More than just good friends?

Sometimes it takes your best male buddy falling in love with someone else for you to realise you feel more than platonic love for him. But you may just be confusing initial jealousy and insecurity for romantic feelings, so you need to take a step back to figure out whether you are really in love with him, warns Johannesburg psychologist Thuraisha Moodley. ‘Distance yourself for a while and try moving on with your life,’ she advises. ‘Evaluate if you truly love him or if you simply care about him. Put your feelings on paper – what you love about him and why; what you consider his negative and positive qualities. Ask yourself honestly what you want out of the relationship. It may help to talk to someone you trust about your feelings, just to say it out loud and make it more real.’ If you do want more, you’ll have to be open with your friend to see if this is a possibility. ‘You can do this in a letter, which will give him time and space to assess his feelings, or you can do it verbally.

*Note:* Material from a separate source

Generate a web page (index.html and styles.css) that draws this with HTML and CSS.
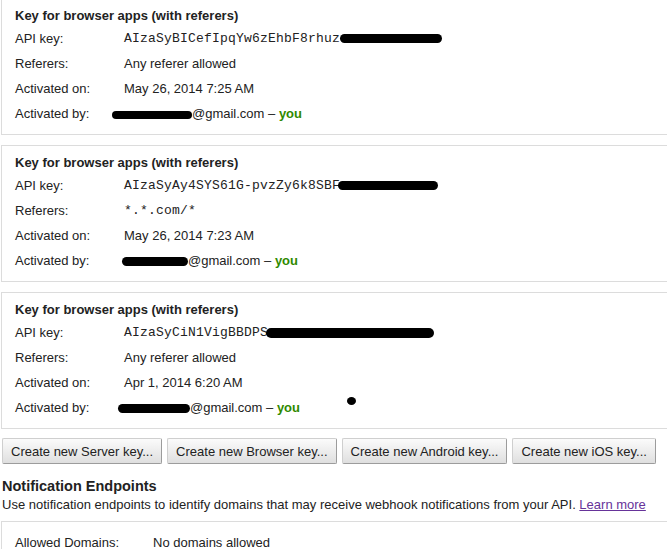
FILE: index.html
```html
<!DOCTYPE html>
<html>
<head>
<meta charset="utf-8">
<link rel="stylesheet" href="styles.css">
</head>
<body>
<div class="page">
  <div class="keys">
    <section class="key">
      <h3 class="key-title">Key for browser apps (with referers)</h3>
      <div class="rows">
        <div class="label">API key:</div>
        <div class="value mono">AIzaSyBICefIpqYw6zEhbF8rhuz<span class="blob b1k"></span></div>
        <div class="label">Referers:</div>
        <div class="value">Any referer allowed</div>
        <div class="label">Activated on:</div>
        <div class="value">May 26, 2014 7:25 AM</div>
        <div class="label">Activated by:</div>
        <div class="value"><span class="blob b1u"></span>@gmail.com – <b class="you">you</b></div>
      </div>
    </section>
    <section class="key">
      <h3 class="key-title">Key for browser apps (with referers)</h3>
      <div class="rows">
        <div class="label">API key:</div>
        <div class="value mono">AIzaSyAy4SYS61G-pvzZy6k8SBF<span class="blob b2k"></span></div>
        <div class="label">Referers:</div>
        <div class="value mono">*.*.com/*</div>
        <div class="label">Activated on:</div>
        <div class="value">May 26, 2014 7:23 AM</div>
        <div class="label">Activated by:</div>
        <div class="value"><span class="blob b2u"></span>@gmail.com – <b class="you">you</b></div>
      </div>
    </section>
    <section class="key key-marked">
      <h3 class="key-title">Key for browser apps (with referers)</h3>
      <div class="rows">
        <div class="label">API key:</div>
        <div class="value mono">AIzaSyCiN1VigBBDPS<span class="blob b3k"></span></div>
        <div class="label">Referers:</div>
        <div class="value">Any referer allowed</div>
        <div class="label">Activated on:</div>
        <div class="value">Apr 1, 2014 6:20 AM</div>
        <div class="label">Activated by:</div>
        <div class="value"><span class="blob b3u"></span>@gmail.com – <b class="you">you</b></div>
      </div>
      <span class="dot"></span>
    </section>
  </div>

  <div class="actions">
    <button class="btn">Create new Server key...</button>
    <button class="btn">Create new Browser key...</button>
    <button class="btn">Create new Android key...</button>
    <button class="btn">Create new iOS key...</button>
  </div>

  <h2 class="section-title">Notification Endpoints</h2>
  <p class="section-desc">Use notification endpoints to identify domains that may receive webhook notifications from your API. <a href="#" class="link">Learn more</a></p>

  <section class="domains">
    <div class="domains-row">
      <div class="label">Allowed Domains:</div>
      <div class="value">No domains allowed</div>
    </div>
  </section>
</div>
</body>
</html>
```
FILE: styles.css
```css
html, body {
  margin: 0;
  padding: 0;
  background: #fff;
}

body {
  font-family: "Liberation Sans", Arial, sans-serif;
  font-size: 13px;
  color: #222;
}

.page {
  width: 667px;
  height: 549px;
  overflow: hidden;
}

.keys {
  display: flex;
  flex-direction: column;
  gap: 10px;
  margin-top: -2px;
  padding-left: 1px;
}

.key {
  position: relative;
  box-sizing: border-box;
  width: 667px;
  border: 1px solid #dcdcdc;
  padding: 6px 0 8px 13px;
}

.key-title {
  margin: 0;
  font-size: 13px;
  font-weight: bold;
  line-height: 21px;
  color: #222;
}

.rows {
  display: grid;
  grid-template-columns: 109px 1fr;
  line-height: 25px;
}

.label,
.value {
  white-space: nowrap;
}

.mono {
  font-family: "Liberation Mono", "Courier New", monospace;
  font-size: 13px;
  letter-spacing: 0.2px;
}

.you {
  color: #2f8a00;
  font-weight: bold;
}

.blob {
  display: inline-block;
  height: 9px;
  background: #000;
  border-radius: 5px;
  vertical-align: middle;
}

.b1k { width: 102px; margin-left: 0; }
.b2k { width: 100px; margin-left: -2px; }
.b3k { width: 168px; margin-left: -2px; height: 10px; }
.b1u { width: 80px; margin-left: -12px; height: 8px; }
.b2u { width: 66px; margin-left: -2px; }
.b3u { width: 72px; margin-left: -6px; }

.dot {
  position: absolute;
  left: 345px;
  top: 104px;
  width: 9px;
  height: 8px;
  border-radius: 50%;
  background: #000;
}

.actions {
  display: flex;
  gap: 5px;
  margin-top: 9px;
  padding-left: 2px;
}

.btn {
  height: 26px;
  padding: 0 8px;
  font-family: "Liberation Sans", Arial, sans-serif;
  font-size: 13px;
  color: #222;
  background: linear-gradient(#fbfbfb, #dfdfdf);
  border: 1px solid;
  border-color: #cfcfcf #9c9c9c #9c9c9c #cfcfcf;
  border-radius: 2px;
  white-space: nowrap;
}

.section-title {
  margin: 14px 0 0;
  padding-left: 2px;
  font-size: 14.5px;
  font-weight: bold;
  line-height: 16px;
  color: #222;
}

.section-desc {
  margin: 3px 0 0;
  padding-left: 2px;
  line-height: 16px;
  white-space: nowrap;
}

.link {
  color: #663399;
  text-decoration: underline;
}

.domains {
  box-sizing: border-box;
  width: 667px;
  margin: 8px 0 0 1px;
  border: 1px solid #dcdcdc;
  padding: 8px 0 8px 13px;
}

.domains-row {
  display: grid;
  grid-template-columns: 138px 1fr;
  line-height: 25px;
}
```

Explain how you have tried to deal with your emotions responsibly – but don’t pressurise him for a response. Be prepared for the friendship as you know it to end. He may not feel the same way and then you can’t continue to be friends. Can you live with this? If he doesn’t feel the same way, put distance between you and him, and allow yourself to move forward. When you’re at a good place in your personal life, you may try to rekindle the friendship.’